The division also gives additional funding to child care centers that receive three or more stars through its Kentucky ALL-STARS program (five stars being the highest quality of care).
Still, Vanover said, the number of available slots for children doesn’t meet the demand in parts of Kentucky.
“There is still a need for additional child care providers to provide quality care to young children and enhance workforce development,” Vanover said.
The Prichard Committee and the Division of Child Care are one year into a three-year grant from the Kellogg Foundation to study child care deserts in Kentucky, and the viability of increasing at-home child care — a system where an individual provides child care from their home.
New Beginnings will likely be one of a handful of pilot programs in the grant, Mullins said. It will act as a “hub” for in-home child care providers who require additional support, such as bookkeeping.
For communities where a traditional daycare is difficult to maintain, boosting in-home child care could help families who either can’t afford a daycare or can’t travel to one, Ramsey said.
The pilot programs will aim to boost the number of providers, while offering support to help maintain a high level of care.
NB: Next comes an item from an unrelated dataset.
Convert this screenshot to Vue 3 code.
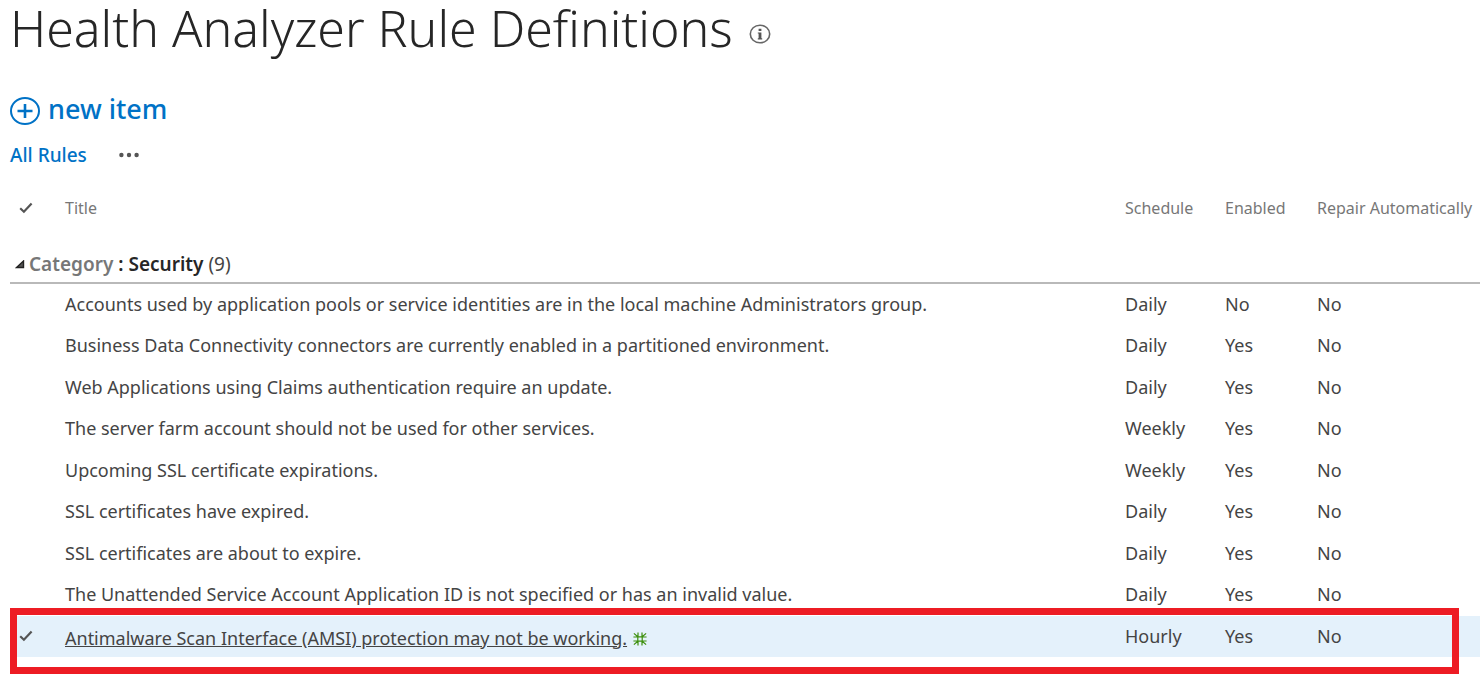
<script setup>
const rules = [
  { title: 'Accounts used by application pools or service identities are in the local machine Administrators group.', schedule: 'Daily', enabled: 'No', repair: 'No' },
  { title: 'Business Data Connectivity connectors are currently enabled in a partitioned environment.', schedule: 'Daily', enabled: 'Yes', repair: 'No' },
  { title: 'Web Applications using Claims authentication require an update.', schedule: 'Daily', enabled: 'Yes', repair: 'No' },
  { title: 'The server farm account should not be used for other services.', schedule: 'Weekly', enabled: 'Yes', repair: 'No' },
  { title: 'Upcoming SSL certificate expirations.', schedule: 'Weekly', enabled: 'Yes', repair: 'No' },
  { title: 'SSL certificates have expired.', schedule: 'Daily', enabled: 'Yes', repair: 'No' },
  { title: 'SSL certificates are about to expire.', schedule: 'Daily', enabled: 'Yes', repair: 'No' },
  { title: 'The Unattended Service Account Application ID is not specified or has an invalid value.', schedule: 'Daily', enabled: 'Yes', repair: 'No' },
  { title: 'Antimalware Scan Interface (AMSI) protection may not be working.', schedule: 'Hourly', enabled: 'Yes', repair: 'No', selected: true }
]
</script>

<template>
  <main class="page">
    <header class="heading">
      <h1>Health Analyzer Rule Definitions</h1>
      <button class="info" type="button" aria-label="About this list">
        <svg width="22" height="20" viewBox="0 0 22 20">
          <ellipse cx="11" cy="10" rx="9.7" ry="8.8" fill="none" stroke="#666" stroke-width="1.6" />
          <path d="M9.6 4.7h2.8v2.2H9.6zM8.8 8.5h3.6v5.8h.8v1.2H8.8v-1.2h.8V9.6h-.8z" fill="#555" />
        </svg>
      </button>
    </header>

    <a class="new-item" href="#new">
      <svg width="32" height="30" viewBox="0 0 32 30">
        <ellipse cx="15" cy="15" rx="14" ry="13" fill="none" stroke="#0072c6" stroke-width="2" />
        <path d="M15 8v14M7.5 15h15" fill="none" stroke="#0072c6" stroke-width="2.6" />
      </svg>
      <span>new item</span>
    </a>

    <nav class="views">
      <a href="#all">All Rules</a>
      <button class="more" type="button" aria-label="More views">
        <svg width="20" height="6" viewBox="0 0 20 6" fill="#555">
          <circle cx="2.4" cy="3" r="2.2" /><circle cx="10" cy="3" r="2.2" /><circle cx="17.6" cy="3" r="2.2" />
        </svg>
      </button>
    </nav>

    <table class="rules">
      <colgroup>
        <col class="c-check"><col><col class="c-schedule"><col class="c-enabled"><col class="c-repair">
      </colgroup>
      <thead>
        <tr>
          <th class="check" scope="col" aria-label="Selected">
            <svg width="14" height="12" viewBox="0 0 14 12"><path d="M1.2 6.3 4.9 9.8 12.6 1.6" fill="none" stroke="#555" stroke-width="2.2" /></svg>
          </th>
          <th scope="col">Title</th>
          <th scope="col">Schedule</th>
          <th scope="col">Enabled</th>
          <th scope="col">Repair Automatically</th>
        </tr>
      </thead>
      <tbody>
        <tr class="group">
          <td colspan="5">
            <button class="toggle" type="button">
              <svg width="10" height="9" viewBox="0 0 10 9"><path d="M8.5 1v6.5H1.5z" fill="#555" stroke="#222" stroke-width="1.4" /></svg>
              <span><b class="field">Category</b><b> : Security</b> (9)</span>
            </button>
          </td>
        </tr>
      </tbody>
      <tbody class="items">
        <tr v-for="rule in rules" :key="rule.title" :class="{ selected: rule.selected }">
          <td class="check">
            <svg v-if="rule.selected" width="14" height="12" viewBox="0 0 14 12"><path d="M1.2 6.3 4.9 9.8 12.6 1.6" fill="none" stroke="#555" stroke-width="2.2" /></svg>
            <span v-if="rule.selected" class="callout"></span>
          </td>
          <td class="title">
            <a href="#rule">{{ rule.title }}</a>
            <svg v-if="rule.selected" class="new" width="14" height="14" viewBox="0 0 14 14">
              <path d="M4.8 4.8h4.4v4.4H4.8zM4.8 4.8.9 1.4M9.2 4.8l3.9-3.4M4.8 9.2.9 12.6M9.2 9.2l3.9 3.4M5 4.8V.6M9 4.8V.6M5 9.2v4.2M9 9.2v4.2M4.8 5H.4M9.2 5h4.4M4.8 9H.4M9.2 9h4.4" fill="none" stroke="#3c8f0c" stroke-width="1.2" />
            </svg>
          </td>
          <td>{{ rule.schedule }}</td>
          <td>{{ rule.enabled }}</td>
          <td>{{ rule.repair }}</td>
        </tr>
      </tbody>
    </table>
  </main>
</template>

<style>
body {
  background: #fff;
}
</style>

<style scoped>
.page {
  padding: 0 0 20px 10px;
  color: #444;
  font-family: "Noto Sans", "Open Sans", sans-serif;
  font-size: 18px;
  line-height: 24px;
}
button {
  display: flex;
  align-items: center;
  padding: 0;
  border: 0;
  background: none;
  color: inherit;
  font: inherit;
  cursor: pointer;
}
a {
  color: inherit;
  text-decoration: none;
}
svg {
  display: block;
  flex: none;
}
.heading {
  display: flex;
  align-items: center;
  gap: 16px;
}
h1 {
  margin: 0;
  color: #262626;
  font-size: 50px;
  font-weight: 300;
  line-height: 56px;
}
.info {
  padding-top: 12px;
}
.new-item {
  display: flex;
  align-items: center;
  gap: 6px;
  width: max-content;
  margin-top: 35px;
  color: #0072c6;
  font-size: 27px;
  font-weight: 500;
  line-height: 36px;
}
.new-item svg {
  margin-top: 4px;
}
.views {
  display: flex;
  align-items: center;
  gap: 32px;
  margin-top: 16px;
  color: #0072c6;
  font-size: 19px;
  font-weight: 500;
}
.rules {
  width: 100%;
  margin-top: 17px;
  border-collapse: separate;
  border-spacing: 0;
  table-layout: fixed;
}
.c-check {
  width: 55px;
}
.c-schedule {
  width: 100px;
}
.c-enabled {
  width: 92px;
}
.c-repair {
  width: 163px;
}
th,
td {
  padding: 0;
  text-align: left;
  white-space: nowrap;
}
th {
  height: 48px;
  color: #777;
  font-size: 16px;
  font-weight: 400;
}
.group td {
  height: 52px;
  padding-top: 14px;
  box-sizing: border-box;
  border-bottom: 2px solid #b9b9b9;
}
.toggle {
  gap: 4px;
  padding-left: 5px;
}
.toggle span {
  font-size: 19px;
}
.toggle b {
  color: #262626;
  font-weight: 600;
}
.toggle .field {
  color: #777;
}
.items tr {
  height: 41px;
}
.items tr:nth-child(even) {
  height: 42px;
}
.items td {
  padding-bottom: 2px;
}
.check,
.items .check {
  padding-left: 9px;
}
.selected {
  position: relative;
  background: #e4f1fb;
}
.selected .title {
  padding-top: 4px;
}
.selected a {
  text-decoration: underline;
}
.new {
  display: inline-block;
  margin-left: 6px;
  vertical-align: -1px;
}
.callout {
  position: absolute;
  inset: -8px 21px -17px 0;
  border: 7px solid #ed1c24;
  pointer-events: none;
}
</style>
“As we increase access, we want to do that in a way that supports quality,” Ramsey said.
Widman of the Eastern Kentucky Child Care Coalition said she is glad the state is focusing on in-home child care, which, she said, has seen a substantial drop in participation in recent years.
Since about 2005, the number of licensed in-home providers across the state dropped from about 1,200 to less than 250, Widman said.
Increased regulations and higher insurance costs both contributed to that decline, as did a 2013 temporary moratorium on new enrollments in the CCAP program, she said.
“I would welcome the attention in a really thoughtful way that it’s not just about regulating, but it’s about, ‘How can we recognize this particular job and the importance of keeping in our communities a place where family child care is honored and revered?’” Widman said.
In Eastern Kentucky, Harlan County once had about 20 certified in-home providers, but now there’s just one. In Perry County and six of the counties that surround it, there are now just two certified in-home providers.
With the Kellogg Foundation grant, Widman said she hopes to eventually create 25 in-home providers in Eastern Kentucky, starting with five in Perry and its surrounding counties.
Mullins, at New Beginnings, said she believes the state’s willingness to boost in-home child care will ease the pressure on rural daycares that struggle to meet demand.
“Every child deserves quality child care, and our area can’t bear that cost and I think the state should step in and look at how important child care is in a family’s life and livelihood, and of our state succeeding,” Mullins said. “There has to be child care in place if people are going to work.”